Dataset extract:
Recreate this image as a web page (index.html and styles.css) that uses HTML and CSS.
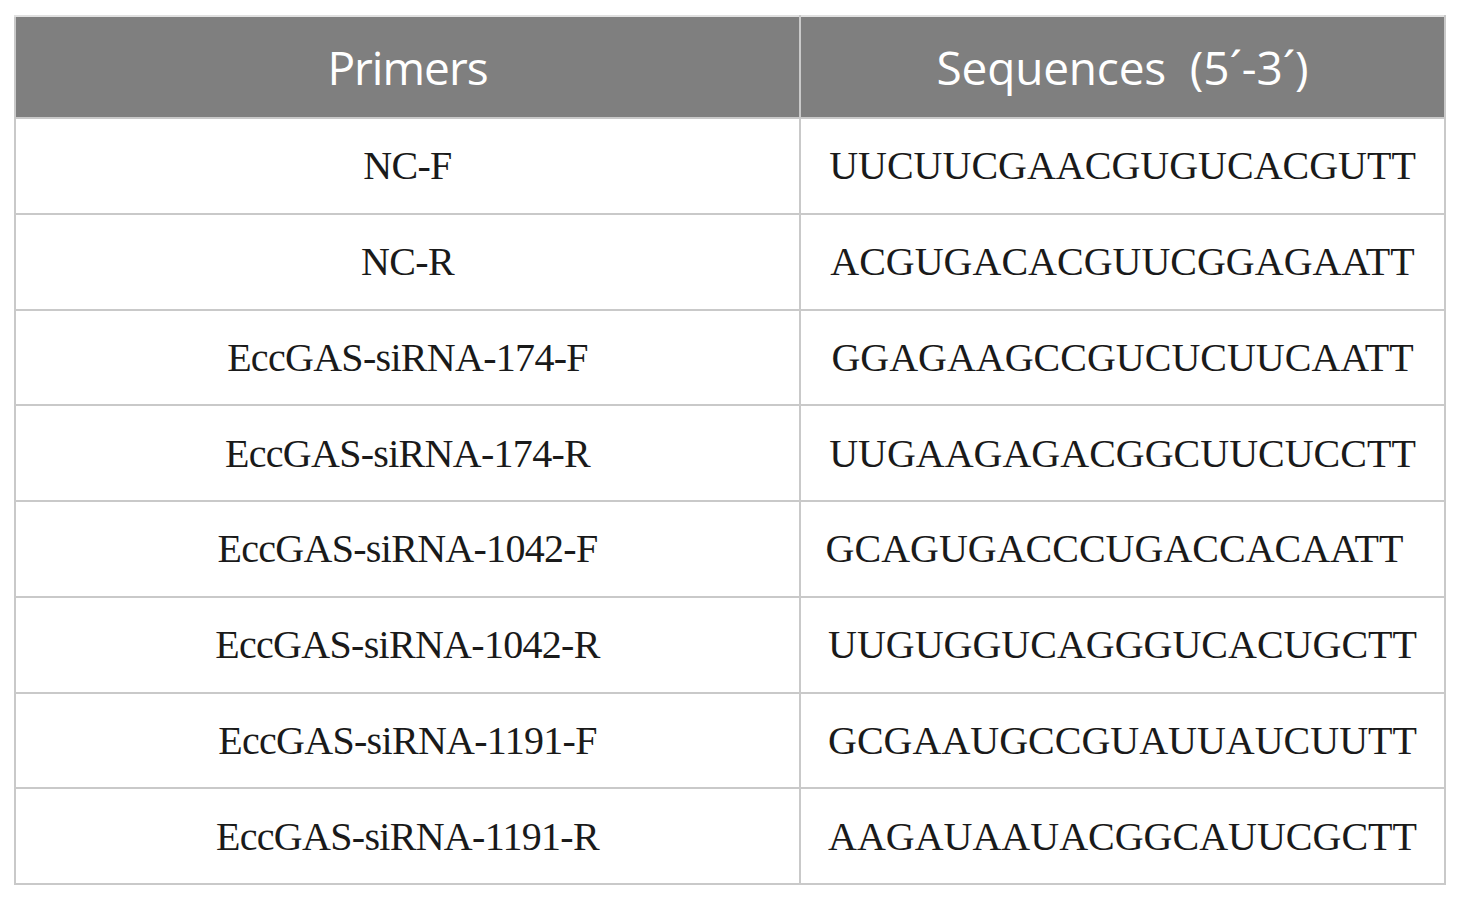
FILE: index.html
```html
<!DOCTYPE html>
<html>
<head>
<meta charset="utf-8">
<link rel="stylesheet" href="styles.css">
</head>
<body>
<table class="primers">
  <colgroup><col class="c1"><col class="c2"></colgroup>
  <thead>
    <tr><th>Primers</th><th class="seqhead">Sequences (5´-3´)</th></tr>
  </thead>
  <tbody>
    <tr><td>NC-F</td><td>UUCUUCGAACGUGUCACGUTT</td></tr>
    <tr><td>NC-R</td><td>ACGUGACACGUUCGGAGAATT</td></tr>
    <tr><td>EccGAS-siRNA-174-F</td><td>GGAGAAGCCGUCUCUUCAATT</td></tr>
    <tr><td>EccGAS-siRNA-174-R</td><td>UUGAAGAGACGGCUUCUCCTT</td></tr>
    <tr><td>EccGAS-siRNA-1042-F</td><td class="shift">GCAGUGACCCUGACCACAATT</td></tr>
    <tr><td>EccGAS-siRNA-1042-R</td><td>UUGUGGUCAGGGUCACUGCTT</td></tr>
    <tr><td>EccGAS-siRNA-1191-F</td><td>GCGAAUGCCGUAUUAUCUUTT</td></tr>
    <tr><td>EccGAS-siRNA-1191-R</td><td>AAGAUAAUACGGCAUUCGCTT</td></tr>
  </tbody>
</table>
</body>
</html>
```
FILE: styles.css
```css
html, body {
  margin: 0;
  padding: 0;
  background: #ffffff;
}
body {
  padding: 15px 0 0 14px;
}
.primers {
  border-collapse: collapse;
  width: 1430px;
  table-layout: fixed;
}
.c1 { width: 785px; }
.c2 { width: 645px; }
.primers th,
.primers td {
  border: 2px solid #c9c9c9;
  text-align: center;
  vertical-align: middle;
  padding: 0;
}
.primers th {
  background: #7f7f7f;
  color: #ffffff;
  font-family: "Open Sans", "Noto Sans", sans-serif;
  font-weight: 400;
  font-size: 46px;
  letter-spacing: -1px;
  height: 100px;
  border-top-color: #e0e0e0;
}
.primers th.seqhead {
  letter-spacing: -0.2px;
  word-spacing: 12px;
}
.primers td {
  font-family: "Liberation Serif", "Times New Roman", serif;
  font-size: 40px;
  color: #1a1a1a;
  height: 93.75px;
}
.primers td:first-child {
  letter-spacing: -0.7px;
}
.primers td.shift {
  padding-right: 16px;
}
```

What is needed:
The pictures should not be reproduced; quote all of the other material exactly.

Answer to this exercise:
Recreate this image as a web page (index.html and styles.css) that uses HTML and CSS.
FILE: index.html
```html
<!DOCTYPE html>
<html>
<head>
<meta charset="utf-8">
<link rel="stylesheet" href="styles.css">
</head>
<body>
<table class="primers">
  <colgroup><col class="c1"><col class="c2"></colgroup>
  <thead>
    <tr><th>Primers</th><th class="seqhead">Sequences (5´-3´)</th></tr>
  </thead>
  <tbody>
    <tr><td>NC-F</td><td>UUCUUCGAACGUGUCACGUTT</td></tr>
    <tr><td>NC-R</td><td>ACGUGACACGUUCGGAGAATT</td></tr>
    <tr><td>EccGAS-siRNA-174-F</td><td>GGAGAAGCCGUCUCUUCAATT</td></tr>
    <tr><td>EccGAS-siRNA-174-R</td><td>UUGAAGAGACGGCUUCUCCTT</td></tr>
    <tr><td>EccGAS-siRNA-1042-F</td><td class="shift">GCAGUGACCCUGACCACAATT</td></tr>
    <tr><td>EccGAS-siRNA-1042-R</td><td>UUGUGGUCAGGGUCACUGCTT</td></tr>
    <tr><td>EccGAS-siRNA-1191-F</td><td>GCGAAUGCCGUAUUAUCUUTT</td></tr>
    <tr><td>EccGAS-siRNA-1191-R</td><td>AAGAUAAUACGGCAUUCGCTT</td></tr>
  </tbody>
</table>
</body>
</html>
```
FILE: styles.css
```css
html, body {
  margin: 0;
  padding: 0;
  background: #ffffff;
}
body {
  padding: 15px 0 0 14px;
}
.primers {
  border-collapse: collapse;
  width: 1430px;
  table-layout: fixed;
}
.c1 { width: 785px; }
.c2 { width: 645px; }
.primers th,
.primers td {
  border: 2px solid #c9c9c9;
  text-align: center;
  vertical-align: middle;
  padding: 0;
}
.primers th {
  background: #7f7f7f;
  color: #ffffff;
  font-family: "Open Sans", "Noto Sans", sans-serif;
  font-weight: 400;
  font-size: 46px;
  letter-spacing: -1px;
  height: 100px;
  border-top-color: #e0e0e0;
}
.primers th.seqhead {
  letter-spacing: -0.2px;
  word-spacing: 12px;
}
.primers td {
  font-family: "Liberation Serif", "Times New Roman", serif;
  font-size: 40px;
  color: #1a1a1a;
  height: 93.75px;
}
.primers td:first-child {
  letter-spacing: -0.7px;
}
.primers td.shift {
  padding-right: 16px;
}
```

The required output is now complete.